— What you should do —
Review the material and extract every line in which the word "components" occurs.

— Source material —
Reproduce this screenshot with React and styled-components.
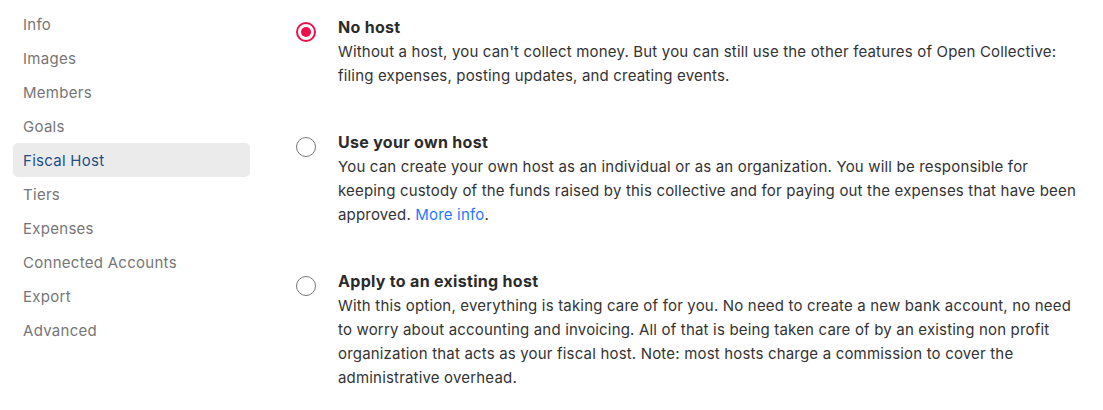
import React from "react";
import styled, { createGlobalStyle } from "styled-components";

const Global = createGlobalStyle`
  html, body { margin: 0; padding: 0; background: #fff; }
  body { font-family: Inter, "Noto Sans", sans-serif; -webkit-font-smoothing: antialiased; }
`;

const Page = styled.div`
  display: flex;
  align-items: flex-start;
  width: 1103px;
`;

const Sidebar = styled.nav`
  display: flex;
  flex-direction: column;
  width: 237px;
  padding: 7px 0 0 13px;
  flex-shrink: 0;
`;

const NavItem = styled.a`
  display: flex;
  align-items: center;
  height: 34px;
  padding-left: 10px;
  border-radius: 5px;
  font-size: 15px;
  letter-spacing: 0.28px;
  color: ${(p) => (p.$active ? "#1e4f85" : "#767676")};
  background: ${(p) => (p.$active ? "#ebebeb" : "transparent")};
  text-decoration: none;
`;

const Main = styled.div`
  flex: 1;
  display: flex;
  flex-direction: column;
  gap: 42px;
  padding: 15px 15px 0 46px;
`;

const Option = styled.label`
  display: flex;
  gap: 22px;
  align-items: flex-start;
`;

const Radio = styled.span`
  box-sizing: border-box;
  width: 20px;
  height: 20px;
  margin-top: 7px;
  flex-shrink: 0;
  border-radius: 50%;
  border: ${(p) => (p.$checked ? "2px solid #ec0f4a" : "1.5px solid #777")};
  display: flex;
  align-items: center;
  justify-content: center;
  &::after {
    content: "";
    display: ${(p) => (p.$checked ? "block" : "none")};
    width: 10px;
    height: 10px;
    border-radius: 50%;
    background: #ec0f4a;
  }
`;

const Body = styled.div`
  flex: 1;
  display: flex;
  flex-direction: column;
  gap: 1px;
`;

const Title = styled.div`
  font-size: 16px;
  font-weight: 700;
  letter-spacing: 0.3px;
  line-height: 24px;
  color: #2b2b2b;
`;

const Desc = styled.div`
  font-size: 15px;
  letter-spacing: 0.18px;
  line-height: 24px;
  color: #333;
`;

const Link = styled.a`
  color: #1f7aff;
  text-decoration: none;
`;

const nav = [
  "Info",
  "Images",
  "Members",
  "Goals",
  "Fiscal Host",
  "Tiers",
  "Expenses",
  "Connected Accounts",
  "Export",
  "Advanced",
];

export default function App() {
  return (
    <>
      <Global />
      <Page>
        <Sidebar>
          {nav.map((n) => (
            <NavItem key={n} $active={n === "Fiscal Host"}>
              {n}
            </NavItem>
          ))}
        </Sidebar>
        <Main>
          <Option>
            <Radio $checked />
            <Body>
              <Title>No host</Title>
              <Desc>
                Without a host, you can't collect money. But you can still use the other features of Open
                Collective: filing expenses, posting updates, and creating events.
              </Desc>
            </Body>
          </Option>
          <Option>
            <Radio />
            <Body>
              <Title>Use your own host</Title>
              <Desc>
                You can create your own host as an individual or as an organization. You will be responsible for
                keeping custody of the funds raised by this collective and for paying out the expenses that have
                been approved. <Link>More info</Link>.
              </Desc>
            </Body>
          </Option>
          <Option>
            <Radio />
            <Body>
              <Title>Apply to an existing host</Title>
              <Desc>
                With this option, everything is taking care of for you. No need to create a new bank account, no
                need to worry about accounting and invoicing. All of that is being taken care of by an existing
                non profit organization that acts as your fiscal host. Note: most hosts charge a commission to
                cover the administrative overhead.
              </Desc>
            </Body>
          </Option>
        </Main>
      </Page>
    </>
  );
}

— Answer for this exercise —
Reproduce this screenshot with React and styled-components.
import styled, { createGlobalStyle } from "styled-components";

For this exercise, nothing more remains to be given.